WHAT IS BEING ASKED: Where a line contains the word "component", copy that line in full.

RECORDS SHOWN:
★ ★ ★ ★

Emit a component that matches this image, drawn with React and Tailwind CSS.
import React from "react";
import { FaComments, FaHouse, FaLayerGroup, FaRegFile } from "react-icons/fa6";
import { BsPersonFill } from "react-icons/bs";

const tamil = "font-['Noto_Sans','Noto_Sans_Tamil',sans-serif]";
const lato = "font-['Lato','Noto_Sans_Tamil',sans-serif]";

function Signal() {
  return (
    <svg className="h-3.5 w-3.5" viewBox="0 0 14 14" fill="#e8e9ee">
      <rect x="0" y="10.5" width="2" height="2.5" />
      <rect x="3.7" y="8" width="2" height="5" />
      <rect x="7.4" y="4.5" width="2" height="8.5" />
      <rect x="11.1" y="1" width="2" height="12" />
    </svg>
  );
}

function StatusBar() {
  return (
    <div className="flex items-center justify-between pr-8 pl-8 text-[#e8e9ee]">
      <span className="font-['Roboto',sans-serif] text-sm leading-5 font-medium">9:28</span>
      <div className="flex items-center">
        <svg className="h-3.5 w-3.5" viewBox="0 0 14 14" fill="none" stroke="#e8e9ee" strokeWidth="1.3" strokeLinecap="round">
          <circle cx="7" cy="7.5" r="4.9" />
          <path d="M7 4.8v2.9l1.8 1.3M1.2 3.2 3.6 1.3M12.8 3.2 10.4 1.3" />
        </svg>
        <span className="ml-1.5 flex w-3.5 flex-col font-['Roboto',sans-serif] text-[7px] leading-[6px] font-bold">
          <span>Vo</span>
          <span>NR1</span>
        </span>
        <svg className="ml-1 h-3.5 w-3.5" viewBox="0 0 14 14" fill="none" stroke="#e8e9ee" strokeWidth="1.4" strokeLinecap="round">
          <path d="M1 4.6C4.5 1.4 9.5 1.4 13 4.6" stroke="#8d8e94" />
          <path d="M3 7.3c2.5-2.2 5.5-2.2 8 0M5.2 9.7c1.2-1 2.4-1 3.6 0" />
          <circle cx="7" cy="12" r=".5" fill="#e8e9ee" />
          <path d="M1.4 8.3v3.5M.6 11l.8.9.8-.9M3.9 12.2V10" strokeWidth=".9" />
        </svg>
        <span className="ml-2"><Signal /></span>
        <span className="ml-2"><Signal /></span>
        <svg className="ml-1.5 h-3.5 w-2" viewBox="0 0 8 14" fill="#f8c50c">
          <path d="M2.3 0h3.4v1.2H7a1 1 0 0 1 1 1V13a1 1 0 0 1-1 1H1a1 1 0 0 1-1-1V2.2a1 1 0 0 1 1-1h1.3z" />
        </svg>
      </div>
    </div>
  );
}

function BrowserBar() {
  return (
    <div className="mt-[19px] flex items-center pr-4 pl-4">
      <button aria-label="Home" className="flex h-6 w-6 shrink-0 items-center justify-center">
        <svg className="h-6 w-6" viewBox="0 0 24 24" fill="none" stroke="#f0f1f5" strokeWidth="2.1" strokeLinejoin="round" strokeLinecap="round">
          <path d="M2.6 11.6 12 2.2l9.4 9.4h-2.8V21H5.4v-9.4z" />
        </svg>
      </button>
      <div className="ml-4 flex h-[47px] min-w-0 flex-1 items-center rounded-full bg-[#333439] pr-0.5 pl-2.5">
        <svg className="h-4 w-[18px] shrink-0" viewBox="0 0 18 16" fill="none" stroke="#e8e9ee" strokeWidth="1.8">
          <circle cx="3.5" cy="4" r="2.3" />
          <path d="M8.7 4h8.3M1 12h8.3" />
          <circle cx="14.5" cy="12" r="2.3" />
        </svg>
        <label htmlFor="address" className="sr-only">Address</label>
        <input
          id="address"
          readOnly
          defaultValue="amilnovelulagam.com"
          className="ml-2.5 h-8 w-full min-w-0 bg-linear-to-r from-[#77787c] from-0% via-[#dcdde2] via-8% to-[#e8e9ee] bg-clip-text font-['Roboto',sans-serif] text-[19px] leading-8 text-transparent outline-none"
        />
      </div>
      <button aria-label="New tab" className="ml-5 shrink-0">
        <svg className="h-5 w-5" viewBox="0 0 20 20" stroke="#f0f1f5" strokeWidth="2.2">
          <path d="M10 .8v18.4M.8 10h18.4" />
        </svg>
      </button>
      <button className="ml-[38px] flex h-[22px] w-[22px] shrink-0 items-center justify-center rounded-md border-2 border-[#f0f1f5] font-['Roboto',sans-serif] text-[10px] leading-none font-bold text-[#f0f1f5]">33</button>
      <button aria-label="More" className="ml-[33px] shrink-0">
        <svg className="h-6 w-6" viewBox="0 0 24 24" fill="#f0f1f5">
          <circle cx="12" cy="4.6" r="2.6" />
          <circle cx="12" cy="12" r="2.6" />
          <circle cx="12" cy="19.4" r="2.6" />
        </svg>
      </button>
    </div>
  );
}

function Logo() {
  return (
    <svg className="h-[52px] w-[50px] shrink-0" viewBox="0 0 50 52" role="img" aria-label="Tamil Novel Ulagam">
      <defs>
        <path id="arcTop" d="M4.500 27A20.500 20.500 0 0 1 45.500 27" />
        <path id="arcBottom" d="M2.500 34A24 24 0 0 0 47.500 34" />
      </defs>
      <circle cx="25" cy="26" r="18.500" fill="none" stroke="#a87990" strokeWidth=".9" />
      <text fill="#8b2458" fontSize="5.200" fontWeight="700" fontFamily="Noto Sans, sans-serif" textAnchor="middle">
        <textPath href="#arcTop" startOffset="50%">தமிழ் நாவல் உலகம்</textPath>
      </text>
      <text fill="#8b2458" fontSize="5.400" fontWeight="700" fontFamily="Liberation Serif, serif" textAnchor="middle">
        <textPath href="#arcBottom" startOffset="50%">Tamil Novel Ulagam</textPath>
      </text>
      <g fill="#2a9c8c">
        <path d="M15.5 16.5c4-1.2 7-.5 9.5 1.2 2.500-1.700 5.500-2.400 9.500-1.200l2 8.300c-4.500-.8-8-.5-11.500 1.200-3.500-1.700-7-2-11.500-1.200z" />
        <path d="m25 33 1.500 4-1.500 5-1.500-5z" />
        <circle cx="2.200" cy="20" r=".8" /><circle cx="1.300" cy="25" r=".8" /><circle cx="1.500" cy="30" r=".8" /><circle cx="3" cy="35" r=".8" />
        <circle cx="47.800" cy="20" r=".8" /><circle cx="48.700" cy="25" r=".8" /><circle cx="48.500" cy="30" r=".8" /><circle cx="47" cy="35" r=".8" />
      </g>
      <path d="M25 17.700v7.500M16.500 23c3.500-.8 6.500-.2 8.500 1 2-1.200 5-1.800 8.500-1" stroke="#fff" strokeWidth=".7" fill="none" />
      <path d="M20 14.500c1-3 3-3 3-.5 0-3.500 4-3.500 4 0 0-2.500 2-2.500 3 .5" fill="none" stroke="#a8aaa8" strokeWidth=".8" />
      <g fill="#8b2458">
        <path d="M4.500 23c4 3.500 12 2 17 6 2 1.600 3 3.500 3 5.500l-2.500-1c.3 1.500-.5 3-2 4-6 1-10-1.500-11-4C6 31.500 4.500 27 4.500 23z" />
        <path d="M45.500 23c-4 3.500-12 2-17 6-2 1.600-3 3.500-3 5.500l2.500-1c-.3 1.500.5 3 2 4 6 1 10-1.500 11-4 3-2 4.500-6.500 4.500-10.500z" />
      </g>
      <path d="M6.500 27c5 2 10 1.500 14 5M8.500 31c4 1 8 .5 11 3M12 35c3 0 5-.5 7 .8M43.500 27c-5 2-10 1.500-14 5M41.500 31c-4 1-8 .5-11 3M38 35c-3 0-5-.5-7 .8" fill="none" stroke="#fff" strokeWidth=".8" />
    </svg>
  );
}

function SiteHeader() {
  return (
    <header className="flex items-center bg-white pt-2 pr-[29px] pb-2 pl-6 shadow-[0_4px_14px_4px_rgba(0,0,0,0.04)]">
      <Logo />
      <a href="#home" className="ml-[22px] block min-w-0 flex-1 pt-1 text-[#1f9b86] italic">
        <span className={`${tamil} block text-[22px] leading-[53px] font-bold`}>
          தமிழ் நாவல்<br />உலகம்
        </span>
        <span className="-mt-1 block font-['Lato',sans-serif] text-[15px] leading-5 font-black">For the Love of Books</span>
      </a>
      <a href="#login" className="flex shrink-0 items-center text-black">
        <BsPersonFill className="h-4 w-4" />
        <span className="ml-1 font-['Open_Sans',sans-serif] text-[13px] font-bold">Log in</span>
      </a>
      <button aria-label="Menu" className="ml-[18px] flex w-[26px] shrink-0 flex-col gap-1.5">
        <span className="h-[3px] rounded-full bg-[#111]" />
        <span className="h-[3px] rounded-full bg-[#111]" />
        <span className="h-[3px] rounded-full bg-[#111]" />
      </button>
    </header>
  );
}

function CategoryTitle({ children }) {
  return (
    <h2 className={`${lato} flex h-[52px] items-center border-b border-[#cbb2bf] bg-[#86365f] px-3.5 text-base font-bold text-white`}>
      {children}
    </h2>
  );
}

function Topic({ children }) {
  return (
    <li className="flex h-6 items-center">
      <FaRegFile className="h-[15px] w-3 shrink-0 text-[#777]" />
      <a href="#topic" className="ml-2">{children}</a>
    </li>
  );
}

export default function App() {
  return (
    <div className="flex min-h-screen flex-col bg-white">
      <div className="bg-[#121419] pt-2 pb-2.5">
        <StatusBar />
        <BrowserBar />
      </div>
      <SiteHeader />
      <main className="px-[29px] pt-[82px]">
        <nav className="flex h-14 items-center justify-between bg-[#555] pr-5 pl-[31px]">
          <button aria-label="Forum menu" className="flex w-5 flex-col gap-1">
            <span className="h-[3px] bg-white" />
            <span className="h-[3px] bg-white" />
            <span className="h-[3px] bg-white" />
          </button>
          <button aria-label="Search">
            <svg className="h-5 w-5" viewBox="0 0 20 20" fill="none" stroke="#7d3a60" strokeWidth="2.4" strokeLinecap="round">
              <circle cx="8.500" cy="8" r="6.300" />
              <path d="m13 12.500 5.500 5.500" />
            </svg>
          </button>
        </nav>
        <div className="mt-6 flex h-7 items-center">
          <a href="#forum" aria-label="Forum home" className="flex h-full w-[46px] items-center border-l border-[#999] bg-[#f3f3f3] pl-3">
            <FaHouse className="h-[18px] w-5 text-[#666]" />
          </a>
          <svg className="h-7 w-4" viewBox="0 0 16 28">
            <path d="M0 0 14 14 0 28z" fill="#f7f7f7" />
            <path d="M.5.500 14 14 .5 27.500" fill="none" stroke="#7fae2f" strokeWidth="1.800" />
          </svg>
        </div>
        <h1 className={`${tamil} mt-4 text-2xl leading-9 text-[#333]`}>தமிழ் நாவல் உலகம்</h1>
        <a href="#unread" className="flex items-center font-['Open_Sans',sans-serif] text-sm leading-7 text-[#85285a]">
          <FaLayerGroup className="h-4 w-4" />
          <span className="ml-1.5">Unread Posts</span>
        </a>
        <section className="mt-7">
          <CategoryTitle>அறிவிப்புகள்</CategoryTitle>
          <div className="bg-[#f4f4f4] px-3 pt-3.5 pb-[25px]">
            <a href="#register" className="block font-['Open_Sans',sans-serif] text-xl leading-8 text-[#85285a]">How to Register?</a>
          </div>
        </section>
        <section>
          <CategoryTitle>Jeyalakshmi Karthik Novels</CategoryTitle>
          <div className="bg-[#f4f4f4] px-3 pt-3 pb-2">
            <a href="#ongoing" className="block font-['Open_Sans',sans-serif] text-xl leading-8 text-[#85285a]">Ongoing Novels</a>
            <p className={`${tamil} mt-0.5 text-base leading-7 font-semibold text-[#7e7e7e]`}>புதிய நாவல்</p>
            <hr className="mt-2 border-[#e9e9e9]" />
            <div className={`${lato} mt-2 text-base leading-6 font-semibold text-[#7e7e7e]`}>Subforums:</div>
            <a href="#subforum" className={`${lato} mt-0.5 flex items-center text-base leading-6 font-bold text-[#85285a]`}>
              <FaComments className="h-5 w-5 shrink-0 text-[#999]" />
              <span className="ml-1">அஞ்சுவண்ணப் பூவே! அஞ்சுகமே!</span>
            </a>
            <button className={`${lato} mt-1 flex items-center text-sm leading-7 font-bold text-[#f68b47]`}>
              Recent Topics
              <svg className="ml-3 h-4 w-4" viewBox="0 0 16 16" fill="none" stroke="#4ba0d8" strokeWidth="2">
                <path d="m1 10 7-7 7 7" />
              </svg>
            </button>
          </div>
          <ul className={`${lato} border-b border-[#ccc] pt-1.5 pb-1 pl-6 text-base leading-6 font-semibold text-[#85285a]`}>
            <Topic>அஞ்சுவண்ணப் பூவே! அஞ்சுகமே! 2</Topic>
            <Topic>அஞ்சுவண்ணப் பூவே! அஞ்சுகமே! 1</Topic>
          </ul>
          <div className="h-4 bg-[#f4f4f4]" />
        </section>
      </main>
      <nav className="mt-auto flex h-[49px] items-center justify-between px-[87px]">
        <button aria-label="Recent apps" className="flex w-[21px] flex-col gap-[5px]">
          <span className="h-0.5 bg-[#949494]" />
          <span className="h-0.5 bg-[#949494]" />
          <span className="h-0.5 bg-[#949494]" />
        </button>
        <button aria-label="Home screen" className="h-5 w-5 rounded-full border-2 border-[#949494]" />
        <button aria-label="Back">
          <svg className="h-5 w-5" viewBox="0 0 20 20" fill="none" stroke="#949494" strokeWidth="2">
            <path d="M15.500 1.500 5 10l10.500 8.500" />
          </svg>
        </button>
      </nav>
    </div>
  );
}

★ ★ ★ ★

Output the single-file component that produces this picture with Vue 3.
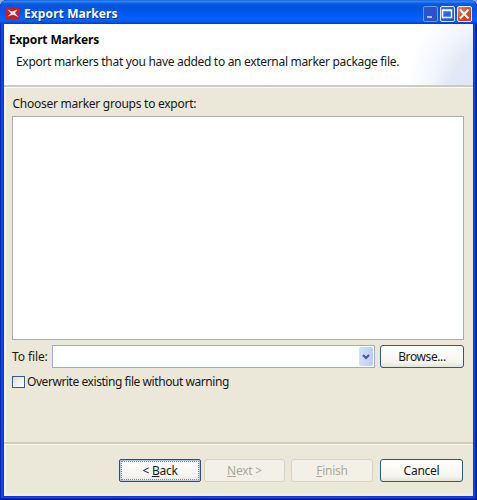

★ ★ ★ ★

EXERCISE RESULT:
Emit a component that matches this image, drawn with React and Tailwind CSS.
Output the single-file component that produces this picture with Vue 3.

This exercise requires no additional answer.